If I was a billion light years away, and sent 1000 pulses, and then hopped in my space ship and went back to Earth, those 1000 pulses would all get there before I did (assuming I wasn't traveling FTL).
 
If I send you 1000 laser pulses from a billion light years away, and then hop in a space ship and fly at 0.5 c to come see you, before I arrive, you will get all 1000 laser pulses.

I'm not following your logic.
Your claim is that you observe clocks far away running slower than your own. So the arrival rate of laser pulses sent at 1 per day at the source would be only 1 every two days (for example) when detected. Over an indefinitely long period of time you count only half (or whatever the ratio is) of the pulses that have been sent. Where do the rest go?
 
Think about, where do those laser pulses go?

They aren't lost. They reach the observer

If I was a billion light years away, and sent 1000 pulses, and then hopped in my space ship and went back to Earth, those 1000 pulses would all get there before I did (assuming I wasn't traveling FTL).
this doesn’t address the problem that Alice and Bob will disagree about which clock has accumulated less time.
 
Your claim is that you observe clocks far away running slower than your own. So the arrival rate of laser pulses sent at 1 per day at the source would be only 1 every two days (for example) when detected. Over an indefinitely long period of time you count only half (or whatever the ratio is) of the pulses that have been sent. Where do the rest go?

If I send 20 pulses in second (20 hz) to you, and your clock is moving twice as fast, so that the 20 pulses occur within 2 seconds, the frequency of pulses halves (10 hz), but the number of pulses never changes.
 
The observed evidence is that clocks at great distances do run slow.

No. The observed evidence is that light from distant sources appears to be redshifted.

Your hypothesis is that this is because distant clocks run slow. However, this hypothesis is internally inconsistent, and inconsistent with other observations.

Further, distant clocks running slow is not predicted by any model that is internally consistent and consistent with observations.

Compare with, say, Snell's Law. It's not only consistent with observations, it's also independently predicted by other (internally and observationally consistent) models like QED.
 
If I send 20 pulses in second (20 hz) to you, and your clock is moving twice as fast, so that the 20 pulses occur within 2 seconds, the frequency of pulses halves (10 hz), but the number of pulses never changes.
Correct. If the source and the observer are in relative motion it does not lead to a paradox. If they are not, it does.
 
No. The observed evidence is that light from distant sources appears to be redshifted.
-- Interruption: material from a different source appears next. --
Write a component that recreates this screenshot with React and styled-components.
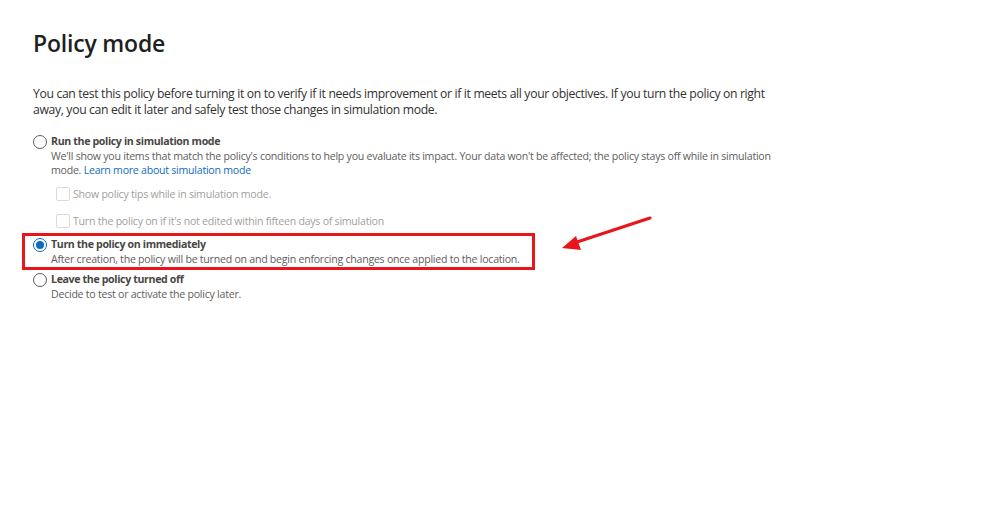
import React from "react";
import styled, { createGlobalStyle } from "styled-components";

const Global = createGlobalStyle`
  html, body { margin: 0; padding: 0; background: #ffffff; }
  body { font-family: "Open Sans", "Noto Sans", sans-serif; color: #323130; }
`;

const Page = styled.div`
  position: relative;
  width: 999px;
  height: 518px;
  box-sizing: border-box;
  padding: 27px 0 0 33px;
  display: flex;
  flex-direction: column;
`;

const Title = styled.h1`
  margin: 0 0 27px 0;
  font-size: 23px;
  line-height: 32px;
  font-weight: 600;
  color: #201f1e;
  letter-spacing: -0.2px;
`;

const Intro = styled.p`
  margin: 0 0 16px 0;
  font-size: 12.2px;
  line-height: 16px;
  color: #323130;
  letter-spacing: -0.34px;
  white-space: nowrap;
`;

const Options = styled.div`
  display: flex;
  flex-direction: column;
`;

const Option = styled.div`
  position: relative;
  display: grid;
  grid-template-columns: 14px 1fr;
  column-gap: 4px;
  margin-top: ${(p) => p.$top || 0}px;

  ${(p) =>
    p.$highlight &&
    `
    &::after {
      content: "";
      position: absolute;
      left: -11px;
      width: 507px;
      top: -4px;
      bottom: -4px;
      border: 3px solid #e8151b;
      pointer-events: none;
    }
  `}
`;

const Radio = styled.span`
  width: 14px;
  height: 14px;
  box-sizing: border-box;
  border-radius: 50%;
  border: 1px solid ${(p) => (p.$checked ? "#0f6cbd" : "#605e5c")};
  margin-top: 1px;
  display: flex;
  align-items: center;
  justify-content: center;
  &::before {
    content: "";
    width: 8px;
    height: 8px;
    border-radius: 50%;
    background: ${(p) => (p.$checked ? "#0f6cbd" : "transparent")};
  }
`;

const Body = styled.div`
  display: flex;
  flex-direction: column;
`;

const Label = styled.div`
  font-size: 10.6px;
  line-height: 15px;
  font-weight: 700;
  color: #484644;
  letter-spacing: -0.35px;
  white-space: nowrap;
`;

const Desc = styled.div`
  font-size: 10.6px;
  line-height: 14px;
  color: #605e5c;
  letter-spacing: -0.25px;
  white-space: nowrap;
`;

const Link = styled.a`
  color: #0f6cbd;
  text-decoration: none;
`;

const SubList = styled.div`
  display: flex;
  flex-direction: column;
  gap: 13px;
  margin: 10px 0 0 23px;
`;

const CheckRow = styled.div`
  display: flex;
  align-items: center;
  gap: 3px;
`;

const CheckBox = styled.span`
  width: 14px;
  height: 14px;
  box-sizing: border-box;
  border: 1px solid #dcdad8;
  border-radius: 2px;
  background: #fff;
`;

const CheckText = styled.span`
  font-size: 10.6px;
  line-height: 14px;
  color: #a19f9d;
  letter-spacing: -0.25px;
  white-space: nowrap;
`;

const Arrow = styled.svg`
  position: absolute;
  left: 556px;
  top: 212px;
  overflow: visible;
`;

export default function App() {
  return (
    <>
      <Global />
      <Page>
        <Title>Policy mode</Title>
        <Intro>
          You can test this policy before turning it on to verify if it needs improvement or if it meets all your objectives. If you turn the policy on right
          <br />
          away, you can edit it later and safely test those changes in simulation mode.
        </Intro>
        <Options>
          <Option>
            <Radio />
            <Body>
              <Label>Run the policy in simulation mode</Label>
              <Desc>
                We'll show you items that match the policy's conditions to help you evaluate its impact. Your data won't be affected; the policy stays off while in simulation
                <br />
                mode. <Link href="#">Learn more about simulation mode</Link>
              </Desc>
            </Body>
          </Option>
          <SubList>
            <CheckRow>
              <CheckBox />
              <CheckText>Show policy tips while in simulation mode.</CheckText>
            </CheckRow>
            <CheckRow>
              <CheckBox />
              <CheckText>Turn the policy on if it's not edited within fifteen days of simulation</CheckText>
            </CheckRow>
          </SubList>
          <Option $highlight $top={9}>
            <Radio $checked />
            <Body>
              <Label>Turn the policy on immediately</Label>
              <Desc>After creation, the policy will be turned on and begin enforcing changes once applied to the location.</Desc>
            </Body>
          </Option>
          <Option $top={6}>
            <Radio />
            <Body>
              <Label>Leave the policy turned off</Label>
              <Desc>Decide to test or activate the policy later.</Desc>
            </Body>
          </Option>
        </Options>
        <Arrow width="100" height="44" viewBox="0 0 100 44">
          <line x1="94" y1="6" x2="18" y2="31" stroke="#e8151b" strokeWidth="3" strokeLinecap="round" />
          <polygon points="6,36 20,24 25,38" fill="#e8151b" />
        </Arrow>
      </Page>
    </>
  );
}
Don't forget about supernovae light curve time dilations.

Your hypothesis is that this is because distant clocks run slow. However, this hypothesis is internally inconsistent, and inconsistent with other observations.

This resolves the conflict with the observations.
 
Correct. If the source and the observer are in relative motion it does not lead to a paradox. If they are not, it does.

A genuine paradox. The best kind.

The paradox points us at the assumption that (excluding gravity and motion) time flows consistently everywhere.
 
A genuine paradox. The best kind.

The paradox points us at the assumption that (excluding gravity and motion) time flows consistently everywhere.
A paradox that falsifies your internally inconsistent idea. Where you use the word assumption I would say conclusion. The evidence is that time passes according the Lorentz Transform and other predictions of GR To do with gravitational potential. Your idea is both internally inconsistent but in conflict with these. It cannot be correct.

Don’t forget Alice and Bob which is all that is required to show the internal inconsistency in your idea. Time to give it up (again).